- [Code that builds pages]
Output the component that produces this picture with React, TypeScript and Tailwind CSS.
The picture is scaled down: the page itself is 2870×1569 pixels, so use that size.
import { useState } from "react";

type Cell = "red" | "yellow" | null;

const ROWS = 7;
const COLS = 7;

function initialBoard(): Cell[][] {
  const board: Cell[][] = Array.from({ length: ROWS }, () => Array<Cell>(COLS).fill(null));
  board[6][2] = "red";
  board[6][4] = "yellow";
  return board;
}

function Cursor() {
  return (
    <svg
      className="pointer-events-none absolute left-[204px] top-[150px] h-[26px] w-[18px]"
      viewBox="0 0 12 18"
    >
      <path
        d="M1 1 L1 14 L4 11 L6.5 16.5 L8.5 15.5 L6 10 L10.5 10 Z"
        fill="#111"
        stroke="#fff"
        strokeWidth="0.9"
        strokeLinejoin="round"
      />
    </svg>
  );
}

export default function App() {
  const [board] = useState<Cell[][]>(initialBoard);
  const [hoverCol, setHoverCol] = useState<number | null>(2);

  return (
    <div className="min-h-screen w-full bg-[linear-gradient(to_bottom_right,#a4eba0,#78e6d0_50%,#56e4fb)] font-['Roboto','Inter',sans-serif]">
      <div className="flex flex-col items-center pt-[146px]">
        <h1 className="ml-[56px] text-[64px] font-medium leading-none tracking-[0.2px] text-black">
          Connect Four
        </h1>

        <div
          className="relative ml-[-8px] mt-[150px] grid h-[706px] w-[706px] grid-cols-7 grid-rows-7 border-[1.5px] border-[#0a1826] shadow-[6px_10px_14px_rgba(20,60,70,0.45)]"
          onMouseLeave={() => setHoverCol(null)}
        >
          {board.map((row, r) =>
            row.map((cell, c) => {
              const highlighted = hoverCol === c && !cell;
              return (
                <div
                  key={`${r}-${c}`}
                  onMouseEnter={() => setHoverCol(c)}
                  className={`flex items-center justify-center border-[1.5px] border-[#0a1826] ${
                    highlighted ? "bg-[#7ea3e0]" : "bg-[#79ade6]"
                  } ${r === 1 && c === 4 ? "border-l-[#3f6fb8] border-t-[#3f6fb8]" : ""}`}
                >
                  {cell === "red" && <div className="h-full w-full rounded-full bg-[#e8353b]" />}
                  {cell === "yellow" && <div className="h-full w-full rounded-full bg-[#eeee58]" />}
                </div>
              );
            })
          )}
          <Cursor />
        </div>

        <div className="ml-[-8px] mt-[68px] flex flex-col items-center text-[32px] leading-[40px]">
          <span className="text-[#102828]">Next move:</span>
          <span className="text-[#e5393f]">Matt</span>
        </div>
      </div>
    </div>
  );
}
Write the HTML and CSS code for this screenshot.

- [What needs to be done] Can you repeat, word for word, every line above from the one containing "The picture is" down to the one containing "const [hoverCol, setHoverCol]", including both?

- [Reply]
The picture is scaled down: the page itself is 2870×1569 pixels, so use that size.
import { useState } from "react";

type Cell = "red" | "yellow" | null;

const ROWS = 7;
const COLS = 7;

function initialBoard(): Cell[][] {
  const board: Cell[][] = Array.from({ length: ROWS }, () => Array<Cell>(COLS).fill(null));
  board[6][2] = "red";
  board[6][4] = "yellow";
  return board;
}

function Cursor() {
  return (
    <svg
      className="pointer-events-none absolute left-[204px] top-[150px] h-[26px] w-[18px]"
      viewBox="0 0 12 18"
    >
      <path
        d="M1 1 L1 14 L4 11 L6.5 16.5 L8.5 15.5 L6 10 L10.5 10 Z"
        fill="#111"
        stroke="#fff"
        strokeWidth="0.9"
        strokeLinejoin="round"
      />
    </svg>
  );
}

export default function App() {
  const [board] = useState<Cell[][]>(initialBoard);
  const [hoverCol, setHoverCol] = useState<number | null>(2);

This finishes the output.